Thanks for that. After reading what you wrote I googled for the problem (I was convinced previously there was a hardware fault) and I see that PSU issues can cause problems like this. It's a new 1A power supply, but I guess it could be at fault, I'll try and find another one or maybe build a regulated one that I'll have confidence in, I've got a few things I could steal an A socket off.



post #11 of 65

How's it going? Getting it to work well yet?


(Because they moved my ship date back a week AGAIN!)

Edited by ujamerstand - 7/5/12 at 8:47am
post #12 of 65



This is my first post on Head-Fi - here goes ...


My Raspberry Pi turned up a couple of days ago, and I also  have PSU problems. So far I've tried 3 x different PSUs and with each one, I see problems varying between constant reboots/USB freezing/network interface dropping out. From reading various forums, it seems that there's no voltage regulator on the Pi, so it's a little bit picky in terms of which USB PSUs will work.


There is a list of verified RPi hardware (including PSUs) here


Based on that list, I've just ordered this 2A PSU from Amazon UK for £4.99, which I'm hoping will do the trick:


Once I get it working, I'm planning(/hoping) to run it headless, plug it into my E-Dac and run Squeezeslave to use it to stream audio from my Linux box that's running Logitech Squeezeserver.

Edited by Threeek - 7/5/12 at 9:20am
post #13 of 65
Thread Starter 

I'm having difficulty making up my mind whether it's working OK or not.
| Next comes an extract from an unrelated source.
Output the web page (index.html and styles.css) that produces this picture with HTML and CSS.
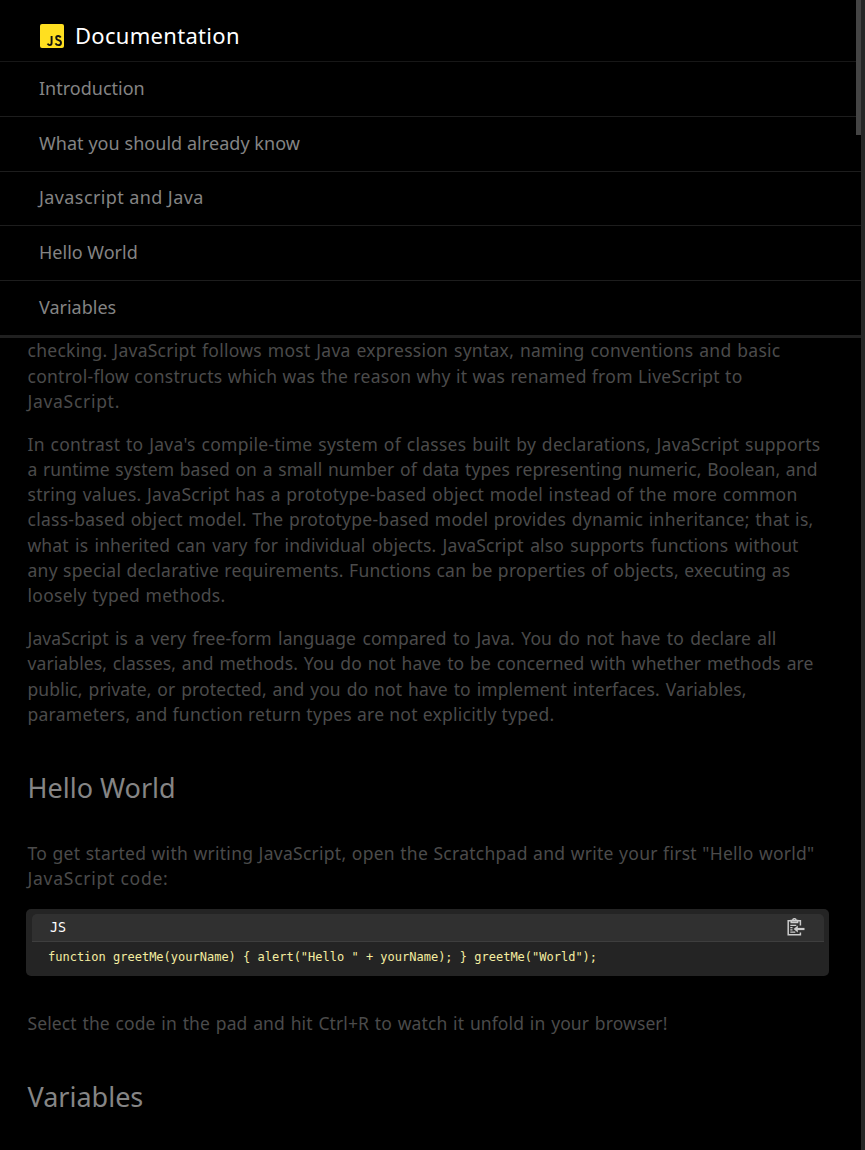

I think the problem I was having getting it to boot was PSU related, because I had the mouse and keyboard plugged into the regular USB ports on the board, and when I put the powered USB hub into the system it would boot again, but I'm having problems with the mouse becoming unresponsive. It doesn't stop altogether, just moves so slow that it's almost useless, I keep on overshooting the buttons and I have to click multiple times. Then the Ethernet seems slow too, pages take forever to load.
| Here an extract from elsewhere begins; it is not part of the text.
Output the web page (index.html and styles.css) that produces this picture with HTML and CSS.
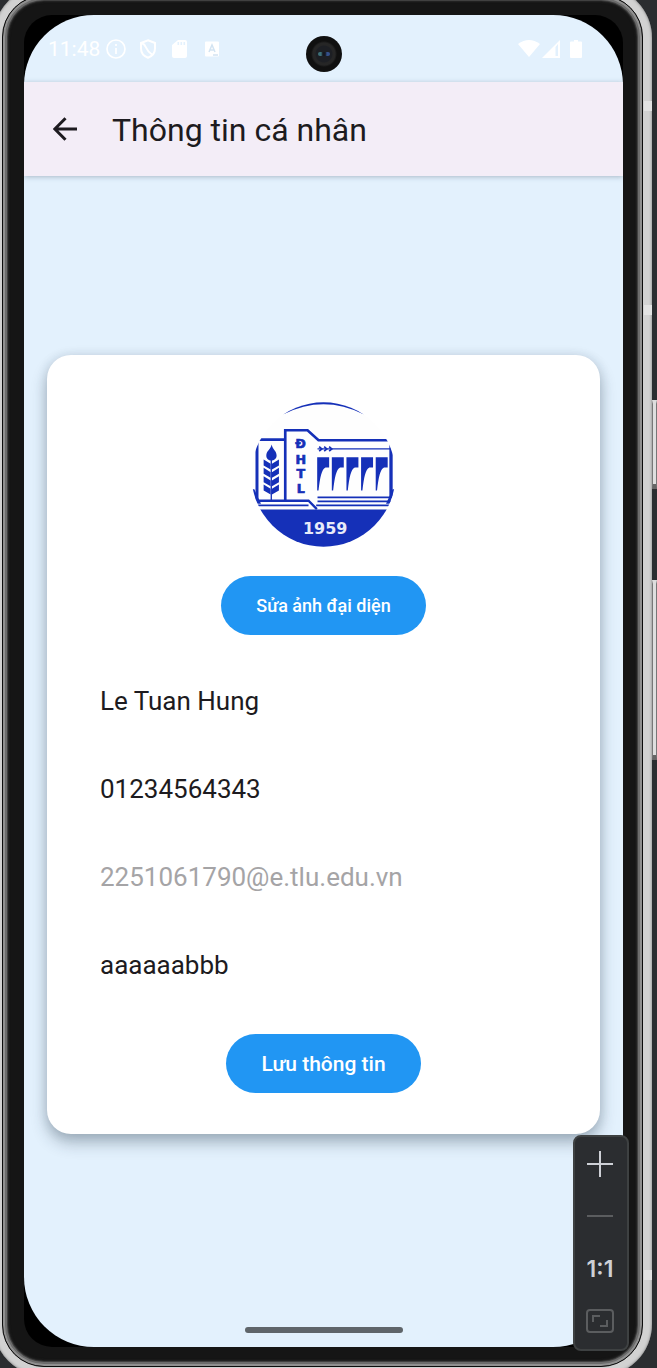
FILE: index.html
```html
<!DOCTYPE html>
<html lang="vi">
<head>
<meta charset="utf-8">
<meta name="viewport" content="width=device-width, initial-scale=1">
<title>Thông tin cá nhân</title>
<link rel="stylesheet" href="styles.css">
</head>
<body>
<div class="phone">
  <div class="frame">
    <div class="glass">
      <div class="screen">
        <div class="status-bar">
          <div class="status-group">
            <span class="clock">11:48</span>
            <svg class="status-icon" viewBox="0 0 20 20" fill="none" stroke="#fff" stroke-width="1.7"><circle cx="10" cy="10" r="9"/><path d="M10 9v6M10 5v2"/></svg>
            <svg class="status-icon" viewBox="0 0 20 20" fill="none" stroke="#fff" stroke-width="2"><path d="M10 1.300 17 4v5.500c0 4.300-3 7.700-7 9.200-4-1.500-7-4.900-7-9.200V4zM4 4c2 1 3 2 4 4.500S12 14 14 15.500"/></svg>
            <svg class="status-icon" viewBox="0 0 20 20" fill="#fff"><path fill-rule="evenodd" d="M8 1h7a2 2 0 0 1 2 2v14a2 2 0 0 1-2 2H4a2 2 0 0 1-2-2V6zM7.500 3v3h1.600V3zm3 0v3h1.600V3zm3 0v3h1.600V3z"/></svg>
            <svg class="status-icon" viewBox="0 0 20 20"><rect x="3" y="2.500" width="14" height="15" rx="1" fill="#fff"/><path d="M7 13 10 6l3 7M8 11h4M11 16h5" fill="none" stroke="#d3e4f2" stroke-width="1.500"/></svg>
          </div>
          <div class="camera"><i class="lens"></i></div>
          <div class="status-group status-right">
            <svg class="wifi" viewBox="0 0 22 20" fill="#fff"><path d="M0 5Q11-3 22 5L11 18z"/></svg>
            <svg class="signal" viewBox="0 0 20 20" fill="#fff"><path fill-rule="evenodd" d="M19 1v18H1zM14.500 8v9h2.500V5z"/></svg>
            <svg class="battery" viewBox="0 0 12 20" fill="#fff"><path d="M4 1h4v1.500h3q1 0 1 1V18q0 1-1 1H1q-1 0-1-1V3.500q0-1 1-1h3z"/></svg>
          </div>
        </div>
        <header class="app-bar">
          <button class="back" type="button" aria-label="Quay lại">
            <svg viewBox="0 0 24 24" fill="none" stroke="#1d1b20" stroke-width="3"><path d="M24 12H2M12.500 1.200 1.800 12l10.700 10.800"/></svg>
          </button>
          <h1 class="title">Thông tin cá nhân</h1>
        </header>
        <main class="content">
          <form class="card">
            <svg class="avatar" viewBox="32 34 436 436" role="img" aria-label="Logo ĐHTL 1959">
              <defs><clipPath id="disc"><circle cx="250" cy="252" r="217"/></clipPath></defs>
              <g clip-path="url(#disc)">
                <rect x="30" y="30" width="440" height="440" fill="#fefefe"/>
                <path d="M130 71Q250 11 370 71V20H130z" fill="#1530b8"/>
                <path d="M30 357H470V475H30z" fill="#1530b8"/>
                <path d="M30 296H42L62 340H30zM470 296H458L438 340H470z" fill="#1530b8"/>
                <g fill="none" stroke="#1530b8">
                  <path d="M50 147H135" stroke-width="8"/>
                  <path d="M50 150V330" stroke-width="9"/>
                  <path d="M135 330V119H202L235 149H450" stroke-width="8"/>
                  <path d="M50 331H205L230 356" stroke-width="7"/>
                  <path d="M50 345H205M228 345H455M232 333H455M232 321H455" stroke-width="5"/>
                  <path d="M453 145V322" stroke-width="10"/>
                  <path d="M232 175H452" stroke-width="4"/>
                  <path d="M237 168l8 7-8 7M252 168l8 7-8 7M267 168l8 7-8 7" stroke-width="5"/>
                  <path d="M93 205V332" stroke-width="4"/>
                </g>
                <g fill="#1530b8">
                  <path d="M94 162C91 178 78 181 78 195C78 205 85 210 93 210C101 210 109 205 109 195C109 181 97 178 94 162z"/>
                  <path d="M70 207 91 220V237L70 225zM116 207 95 220V237L116 225zM70 232 91 245V262L70 250zM116 232 95 245V262L116 250zM70 257 91 270V287L70 275zM116 257 95 270V287L116 275zM70 282 91 295V312L70 300zM116 282 95 295V312L116 300z"/>
                  <path id="gate" d="M231 200H267V231H256C244 237 240 260 235 300H231z"/>
                  <use href="#gate" x="44"/><use href="#gate" x="88"/><use href="#gate" x="132"/><use href="#gate" x="176"/>
                </g>
                <g class="logo-letters">
                  <text x="181" y="171">Đ</text><text x="182" y="219">H</text><text x="182" y="264">T</text><text x="182" y="309">L</text>
                </g>
                <text class="logo-year" x="255" y="430">1959</text>
              </g>
            </svg>
            <button class="action action-small" type="button">Sửa ảnh đại diện</button>
            <div class="fields">
              <input class="field" type="text" aria-label="Họ tên" value="Le Tuan Hung">
              <input class="field" type="tel" aria-label="Số điện thoại" value="01234564343">
              <input class="field" type="email" aria-label="Email" value="2251061790@e.tlu.edu.vn" disabled>
              <input class="field" type="text" aria-label="Địa chỉ" value="aaaaaabbb">
            </div>
            <button class="action" type="submit">Lưu thông tin</button>
          </form>
        </main>
        <div class="nav-bar"><i class="handle"></i></div>
      </div>
    </div>
  </div>
  <i class="antenna antenna-top"></i>
  <i class="antenna antenna-middle"></i>
  <i class="antenna antenna-bottom"></i>
  <i class="side-key power"></i>
  <i class="side-key volume"></i>
</div>
<div class="zoom-bar">
  <button type="button" aria-label="Zoom in"><svg viewBox="0 0 28 28" stroke="#ced0d6" stroke-width="2"><path d="M1 14H27M14 1V27"/></svg></button>
  <button type="button" aria-label="Zoom out" disabled><svg viewBox="0 0 28 28" stroke="#5b5d5f" stroke-width="2"><path d="M1 14H27"/></svg></button>
  <button type="button">1:1</button>
  <button type="button" aria-label="Fit to screen" disabled><svg viewBox="0 0 28 28" fill="none" stroke="#5b5d5f" stroke-width="2"><rect x="1" y="3" width="26" height="22" rx="3"/><path d="M7 15V9h7M21 13v6h-7"/></svg></button>
</div>
</body>
</html>
```

FILE: styles.css
```css
* { box-sizing: border-box; }

body {
  margin: 0;
  height: 100vh;
  overflow: hidden;
  position: relative;
  background: #2b2d30;
  font-family: Roboto, "Noto Sans", sans-serif;
  color: #1d1b20;
}

button { border: 0; padding: 0; font: inherit; cursor: pointer; }

/* Device shell: metal rim, bezel, glass */
.phone {
  position: relative;
  display: flex;
  height: calc(100vh + 22px);
  margin: -14px 5px 0 -7px;
  padding: 9px;
  border-radius: 52px;
  background: #d2d2d2;
  box-shadow: inset 0 0 3px #777;
}

.frame {
  flex: 1;
  display: flex;
  padding: 19px 19px 19px 21px;
  border: 1px solid #0c0c0c;
  border-radius: 42px;
  background: #151515;
  box-shadow: inset 0 0 0 2px #909090, inset 0 0 0 4px #6c6c6c, inset 0 0 1px 5px #444, inset 0 0 2px 6px #222;
}

.glass {
  flex: 1;
  display: flex;
  border-radius: 28px;
  background: #000;
}

.screen {
  flex: 1;
  min-width: 0;
  display: flex;
  flex-direction: column;
  overflow: hidden;
  border-radius: 70px;
  background: #e3f1fd;
}

.antenna {
  position: absolute;
  right: 0;
  width: 8px;
  height: 10px;
  background: #e2e2e2;
}
.antenna-top { top: 115px; }
.antenna-middle { top: 319px; }
.antenna-bottom { bottom: 96px; }

.side-key {
  position: absolute;
  left: 100%;
  width: 5px;
  border: 1px solid #777;
  border-top: 4px double #ddd;
  border-bottom: 5px solid #666;
  background: #dedede;
}
.power { top: 414px; height: 89px; }
.volume { top: 594px; height: 180px; }

/* Status bar */
.status-bar {
  flex: none;
  height: 67px;
  display: grid;
  grid-template-columns: 1fr auto 1fr;
  align-items: center;
  padding: 0 41px 0 24px;
  color: #fff;
}
.status-group { display: flex; align-items: center; gap: 12px; }
.status-right { justify-content: flex-end; gap: 1px; }
.clock { font-size: 21px; line-height: 24px; margin-right: -6px; }
.status-icon { width: 20px; height: 20px; }
.wifi { width: 22px; height: 20px; }
.signal { width: 20px; height: 20px; }
.battery { width: 12px; height: 20px; margin-left: 8px; }

.camera {
  display: grid;
  place-items: center;
  width: 36px;
  height: 36px;
  margin: 11px 0 0 17px;
  border-radius: 50%;
  background: radial-gradient(circle, #1d1f24 0 8px, #262626 9px 11px, #101010 13px);
}
.lens {
  width: 12px;
  height: 4px;
  border-radius: 2px;
  background: linear-gradient(90deg, #3d7078 25%, #15181f 40% 60%, #34508a 75%);
}

/* App bar */
.app-bar {
  flex: none;
  height: 94px;
  display: flex;
  align-items: center;
  gap: 34px;
  padding: 0 28px;
  background: #f3edf7;
  box-shadow: 0 1px 5px rgba(60, 80, 100, .35);
}
.back { width: 26px; height: 26px; background: none; }
.back svg { display: block; width: 24px; height: 24px; margin: 0 auto; }
.title { margin: 2px 0 0; font-size: 32px; line-height: 40px; font-weight: 400; }

/* Profile card */
.content {
  flex: 1;
  display: flex;
  flex-direction: column;
  justify-content: center;
  padding: 0 23px;
}
.card {
  display: flex;
  flex-direction: column;
  align-items: center;
  padding: 47px 40px 41px;
  border-radius: 24px;
  background: #fff;
  box-shadow: 0 9px 16px rgba(30, 50, 65, .3), 0 1px 12px rgba(30, 50, 65, .14);
}
.avatar { width: 145px; height: 145px; margin-bottom: 29px; }
.logo-letters { font: 700 38px "DejaVu Sans", sans-serif; fill: #1530b8; stroke: #1530b8; stroke-width: 2; text-anchor: middle; }
.logo-year { font: 700 48px "DejaVu Sans", sans-serif; fill: #e8ebf9; text-anchor: middle; }

.action {
  height: 59px;
  padding: 0 35px;
  border-radius: 30px;
  background: #2196f3;
  color: #fff;
  font-size: 21px;
  font-weight: 500;
}
.action-small { font-size: 18px; }

.fields {
  align-self: stretch;
  display: flex;
  flex-direction: column;
  margin: 22px 0 25px;
}
.field {
  width: 100%;
  height: 88px;
  padding: 0 13px;
  border: 0;
  background: none;
  font: inherit;
  font-size: 26px;
  color: #1d1b20;
}
.field:disabled { color: #a5a4a6; }

.nav-bar { flex: none; height: 34px; display: grid; place-items: center; }
.handle { width: 158px; height: 6px; border-radius: 3px; background: #5f656a; }

/* Emulator zoom controls */
.zoom-bar {
  position: absolute;
  right: 28px;
  bottom: 17px;
  width: 56px;
  height: 216px;
  display: flex;
  flex-direction: column;
  justify-content: space-between;
  align-items: center;
  padding: 13px 2px 14px 0;
  border: 2px solid #3e4142;
  border-radius: 8px;
  background: #2b2d30;
}
.zoom-bar button {
  height: 28px;
  background: none;
  color: #ced0d6;
  font: 600 23px/28px Inter, "Liberation Sans", sans-serif;
}
.zoom-bar svg { display: block; width: 28px; height: 28px; fill: none; }
```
I've (just) ordered one of those 'CostMad' 2A jobs from Amazon, should get here Saturday, maybe Monday. I might get impatient and build one.


I bought a second SD card to try a different distro.
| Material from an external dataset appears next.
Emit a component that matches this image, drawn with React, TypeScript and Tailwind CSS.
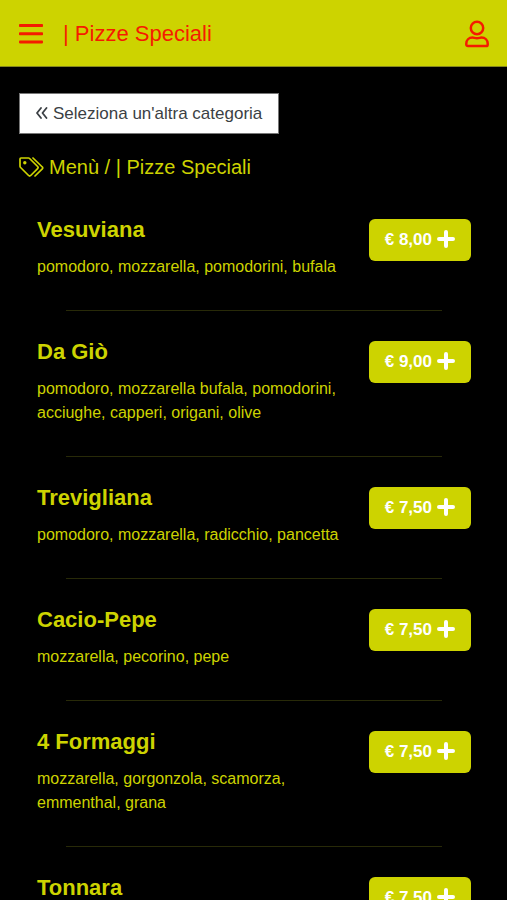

Does anybody know of a comprehensive set of instructions on how to make a USB DAC work under a virgin install of Debian (or any other distro)?



post #14 of 65

which chip? You'll have to load the right ALSA device driver. I remember that TI's pcm2702 usb dac works right out of the box.


Also, I'd simply go headless on the thing. If you really need to, xtunnel to the thing via ssh.

Edited by ujamerstand - 7/5/12 at 12:25pm
post #15 of 65

Agree about going headless and connecting over ssh being the way forward. This is how I plan to use it once I have the power/network stabilised.


I've read that it's easy to configure how much memory is assigned to graphics duties, and how much is available as system memory. As there's only 256GB overall, even with the lightweight windowing system, I'm inclined to use as much memory as possible for the system and go headless. I'd rather avoid paging to an SD card swap partition and burning up the write cycles.


I'm hoping that PSU does the trick for you - I'll report back when I get a chance to try mine out. If you look in the system log you'll see the network interface going up and down, and something like "failed to read register on eth0". This seems to be symptomatic of a lack of power.


There's a reasonable chance that the DAC will get auto-detected and the right kernel driver subsequently gets loaded - you need to then set it as the default sound device. I know it's not identical, but on Ubuntu my DAC just worked, so fingers crossed.